Lastly, they give high priority to the increase in connectivity. “Cuba has already taken steps to better connect the Cuban economy to the rest of the world through its incipient efforts to expand internet, telephone services, and air connections. Yet the internet is central to the development of the tourist industry. Consumers—both for business and leisure travel—increasingly look for connectivity as a condition of a quality vacation.”
Nevertheless, the report’s contribution goes beyond scrutinizing the current Cuban scenario and making recommendations for possible Cuban interlocutors. It also offers a critical route for the U.S. government, with the elimination of the blockade/embargo as one of the fundamental cores of its policies toward the island, in addition to the investment of U.S. capital and facilitating the alliances between environmental NGOs and Cuban counterparts.

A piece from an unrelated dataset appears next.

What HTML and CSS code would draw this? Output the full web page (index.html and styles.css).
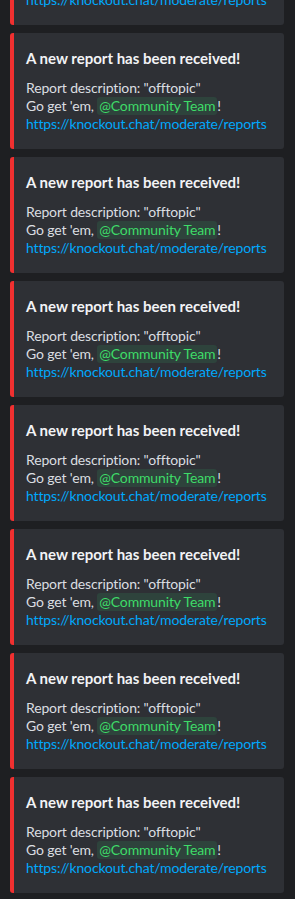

Ever since the November elections in the United States, some have argued that Cuba’s opening should be reversed. In the tourism sector this would be counterproductive for the interests of the United States for three reasons:
– the Cuban Americans and other U.S. citizens that meet certain carefully outlined requirements to visit Cuba are speeding up the development of private and family businesses;
– some have argued that all visitors’ spending mainly benefit the Cuban military, but actually the majority of the rooms are not managed by the Ministry of the Armed Forces;
– the imposition of restrictions on U.S. visitors or private commerce can reduce tourism incomes – at the expense of damaging the Cubans -, but will have a limited impact on the course of the industry’s expansion because the Europeans, Latin Americans and others will continue strengthening their commitment to the Cuban economy.